The hunger for content on Instagram means that Harry needs to build and maintain relationships with online followers and influencers in addition to conceiving, producing and publishing new content daily - the best of his designs find their way onto branded merchandise. It's ancilliary activities such as merchandising, guest appearances and sponsorship which further fuels demand and creates revenue. This is content marketing in its truest, purest form. Content marketing to sustain the
Internet sensation juggernaught is a full time activity - not something you do when, as a business, you've got a new product to flog or have nothing better to do. You'll forgive me if, the next time I hear someone tell me that they're setting-up a YouTube channel but have no broadcast schedule, I roll my eyes.
Messaging Harry's Dad today I wrote:
...the work's good and what makes it great is that it has soul. In creating Lil' Bean, Harry has found a voice to communicate with an audience and it's this capacity that means Harry's now not just an illustrator but a broadcast professional.
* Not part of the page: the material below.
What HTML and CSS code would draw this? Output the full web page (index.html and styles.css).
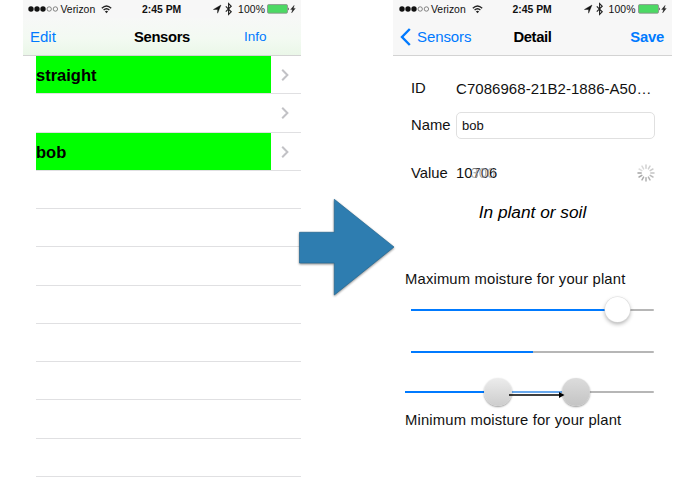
FILE: index.html
```html
<!DOCTYPE html>
<html lang="en">
<head>
<meta charset="utf-8">
<title>Sensors</title>
<link rel="stylesheet" href="styles.css">
</head>
<body>
<svg class="defs" width="0" height="0">
  <symbol id="signal" viewBox="0 0 31 8"><g fill="#111"><circle cx="3" cy="4" r="2.7"/><circle cx="9" cy="4" r="2.7"/><circle cx="15" cy="4" r="2.7"/></g><g fill="none" stroke="#555" stroke-width=".7"><circle cx="21.2" cy="4" r="2.2"/><circle cx="27.4" cy="4" r="2.2"/></g></symbol>
  <symbol id="wifi" viewBox="0 0 11 9"><g fill="none" stroke="#222" stroke-width="1.3"><path d="M.8 3.3Q5.5-1.3 10.2 3.3M2.6 5.1Q5.5 2.4 8.4 5.1"/></g><path d="M3.9 6.4Q5.5 5.1 7.1 6.4L5.5 8.2Z" fill="#222"/></symbol>
  <symbol id="power" viewBox="0 0 83 14"><path d="M8 3 4.6 11.2V7.5H.4Z" fill="#111" stroke="#111" stroke-width=".4"/><path d="m12.8 4.4 5.4 5.4-2.6 2.5V1.7l2.6 2.5-5.4 5.4" fill="none" stroke="#222" stroke-width="1.15"/></symbol>
  <symbol id="battery" viewBox="0 0 30 10"><rect x=".5" y=".6" width="20" height="8.6" rx="1.2" fill="#4cd964" stroke="#8a8a8a" stroke-width=".8"/><path d="M21.2 3.2q1.8 1.7 0 3.4z" fill="#333"/><path d="M27.2 1.3 23.6 5.5h1.9l-.9 3.5 3.7-4.6h-1.9z" fill="#222" stroke="#222" stroke-width=".3"/></symbol>
</svg>
<main class="stage">
  <section class="phone list">
    <div class="status">
      <svg class="signal"><use href="#signal"/></svg><span class="carrier">Verizon</span><svg class="wifi"><use href="#wifi"/></svg>
      <span class="time">2:45 PM</span>
      <svg class="power"><use href="#power"/></svg><span class="percent">100%</span><svg class="battery"><use href="#battery"/></svg>
    </div>
    <nav class="nav"><a class="edit">Edit</a><h1>Sensors</h1><a class="info">Info</a></nav>
    <ul class="rows">
      <li><span class="fill">straight</span><svg class="chev" viewBox="0 0 8 12"><path d="m1.2 .8 5.2 5.2-5.2 5.2"/></svg></li>
      <li><span></span><svg class="chev" viewBox="0 0 8 12"><path d="m1.2 .8 5.2 5.2-5.2 5.2"/></svg></li>
      <li><span class="fill">bob</span><svg class="chev" viewBox="0 0 8 12"><path d="m1.2 .8 5.2 5.2-5.2 5.2"/></svg></li>
      <li></li><li></li><li></li><li></li><li></li><li></li><li></li><li></li>
    </ul>
  </section>
  <section class="phone detail">
    <div class="status">
      <svg class="signal"><use href="#signal"/></svg><span class="carrier">Verizon</span><svg class="wifi"><use href="#wifi"/></svg>
      <span class="time">2:45 PM</span>
      <svg class="power"><use href="#power"/></svg><span class="percent">100%</span><svg class="battery"><use href="#battery"/></svg>
    </div>
    <nav class="nav"><a class="back"><svg viewBox="0 0 12 18"><path d="M9.8 1 2 9l7.8 8"/></svg>Sensors</a><h1>Detail</h1><a class="save">Save</a></nav>
    <div class="form">
      <div class="field id"><label>ID</label><span>C7086968-21B2-1886-A50…</span></div>
      <div class="field name"><label>Name</label><span class="input">bob</span></div>
      <div class="field value"><label>Value</label><span class="reading">10<b>70</b>6<i>300</i></span>
        <svg class="spinner" viewBox="-9 -9 18 18"><g stroke-width="1.5" stroke-linecap="round">
          <path d="M0-4.8V-8" stroke="#d0d0d0"/><path d="M0-4.8V-8" stroke="#d0d0d0" transform="rotate(30)"/><path d="M0-4.8V-8" stroke="#ccc" transform="rotate(60)"/><path d="M0-4.8V-8" stroke="#c4c4c4" transform="rotate(90)"/><path d="M0-4.8V-8" stroke="#bcbcbc" transform="rotate(120)"/><path d="M0-4.8V-8" stroke="#b4b4b4" transform="rotate(150)"/><path d="M0-4.8V-8" stroke="#b0b0b0" transform="rotate(180)"/><path d="M0-4.8V-8" stroke="#acacac" transform="rotate(210)"/><path d="M0-4.8V-8" stroke="#a8a8a8" transform="rotate(240)"/><path d="M0-4.8V-8" stroke="#a4a4a4" transform="rotate(270)"/><path d="M0-4.8V-8" stroke="#ddd" transform="rotate(300)"/><path d="M0-4.8V-8" stroke="#d8d8d8" transform="rotate(330)"/>
        </g></svg></div>
      <p class="place">In plant or soil</p>
      <p class="caption max">Maximum moisture for your plant</p>
      <div class="slider high"><b></b><i class="knob"></i></div>
      <div class="slider mid"><b></b></div>
      <div class="slider low"><b></b><b class="pale"></b><i class="knob grey from"></i><i class="knob grey to"></i>
        <svg class="drag" viewBox="0 0 56 8"><path d="M0 4h51" stroke="#000" stroke-width="1.3"/><path d="m50 1 5.5 3-5.5 3z"/></svg></div>
      <p class="caption min">Minimum moisture for your plant</p>
    </div>
  </section>
  <svg class="arrow" viewBox="0 0 104 106"><path d="M4.5 37.3H39.3V4.3L99 52 39.3 100V68H4.5Z"/></svg>
</main>
</body>
</html>
```

FILE: styles.css
```css
* { box-sizing: border-box; }
body { margin: 0; background: #fff; color: #111; font-family: "Liberation Sans", Arial, sans-serif; }
h1, p, ul { margin: 0; padding: 0; }
.defs { position: absolute; }
.stage { position: relative; width: 695px; height: 494px; overflow: hidden; display: flex; gap: 92px; padding-left: 23px; }
.phone { width: 278px; flex: none; }
.detail { width: 279px; }
.status { height: 18px; display: flex; align-items: center; padding-left: 5px; background: #f7f7f7; font-size: 10.4px; white-space: nowrap; }
.detail .status { padding-left: 5.5px; }
.status svg, .status span { flex: none; }
.signal { width: 31px; height: 8px; }
.carrier { width: 41px; padding-left: 1.5px; }
.wifi { width: 11px; height: 9px; margin-left: 1px; }
.time { font-weight: bold; width: 72px; padding-left: 30px; letter-spacing: 0; }
.power { width: 83px; height: 14px; margin-right: -58px; margin-left: 29px; }
.percent { width: 29px; letter-spacing: .1px; }
.battery { width: 30px; height: 10px; }
.nav { height: 38px; position: relative; display: grid; grid-template-columns: 1fr auto 1fr; align-items: center; border-bottom: 1px solid #d3d3d3; background: #f7f7f7; font-size: 15px; }
.list .nav { background: linear-gradient(#f7f8f7, #f3faf2 55%, #eaf7e8); }
.nav h1 { font-size: 14.8px; letter-spacing: -.35px; color: #000; }
.nav a { color: #007aff; }
.edit { padding-left: 7px; }
.info { justify-self: end; padding-right: 34.5px; font-size: 13.5px; }
.back { display: flex; align-items: center; padding-left: 7px; gap: 5px; letter-spacing: -.1px; }
.back svg { width: 12px; height: 18px; fill: none; stroke: #007aff; stroke-width: 2.4; }
.save { justify-self: end; padding-right: 8px; font-weight: bold; font-size: 14.8px; letter-spacing: -.2px; }
.rows { list-style: none; padding-left: 13px; }
.rows li { height: 38.25px; display: flex; justify-content: space-between; border-bottom: 1px solid #e0e0e2; }
.fill { width: 234.5px; background: #0f0; font-size: 16.5px; font-weight: bold; line-height: 39px; color: #000; }
.chev { width: 8px; height: 12px; margin: 13px 12.5px 0 0; fill: none; stroke: #c2c2c6; stroke-width: 2; }
.form { padding-top: 19px; }
.field { display: flex; align-items: center; height: 26px; padding-left: 18px; font-size: 14.8px; }
.field label { width: 45px; flex: none; }
.id span { font-size: 15px; letter-spacing: .05px; white-space: nowrap; }
.name { margin-top: 11px; }
.input { width: 199px; height: 27px; border: 1px solid #e0e0e0; border-radius: 5px; padding-left: 5px; font-size: 13px; line-height: 25px; }
.value { margin-top: 22px; }
.reading { position: relative; }
.reading b { font-weight: normal; color: #444; }
.reading i { position: absolute; left: 14.5px; top: 0; color: #999; font-style: normal; opacity: .75; }
.spinner { width: 18px; height: 18px; margin-left: auto; margin-right: 17.5px; }
.place { height: 26px; margin-top: 13px; text-align: center; font-size: 17.3px; font-style: italic; line-height: 26px; color: #000; }
.caption { padding-left: 12px; font-size: 14.8px; letter-spacing: .16px; line-height: 20px; white-space: nowrap; }
.max { margin-top: 44px; }
.slider { position: relative; height: 2px; margin: 0 18px; background: #b6b6b6; border-radius: 1px; }
.slider b { position: absolute; inset: 0 auto 0 0; background: #007aff; }
.high { margin-top: 20px; }
.high b { width: 200px; }
.knob { position: absolute; top: -12px; left: 194px; width: 25px; height: 25px; border-radius: 50%; background: #fff; box-shadow: 0 0 0 .5px #ddd, 0 2px 4px #0005; }
.mid { margin-top: 40px; }
.mid b { width: 122px; }
.low { margin: 38px 18px 0 12px; }
.low b { width: 85px; }
.low .pale { left: 100px; width: 65px; background: #69a9ee; }
.grey { width: 28px; height: 28px; top: -13px; background: linear-gradient(#ececec, #cdcdcd); box-shadow: 0 1px 2px #0006; }
.from { left: 79px; }
.to { left: 157px; background: linear-gradient(#dcdcdc, #c4c4c4); }
.drag { position: absolute; left: 104px; top: 0; width: 56px; height: 8px; }
.min { margin-top: 17px; }
.arrow { position: absolute; left: 295px; top: 195px; width: 104px; height: 106px; fill: #2e7db0; stroke: #246894; stroke-width: .7; filter: drop-shadow(0 1px 1px #0007); }
```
Our eyes skim over promoted tweets, no-one really clicks banner ads, we click skip ad as soon as we can to let the video we actually want play and we fast forward through the ads during TV breaks. Making something commercial in the attention economy requires a whole new skill set and a whole new outlook upon what it is that your business sells. Is your commercial marketing really so good that, in the face of competition from the likes of Harry & Zoella, people will share your broadcast material to impress and delight their friends and peers? No - I thought not. Mine neither. It's time to rethink what it is we are marketing.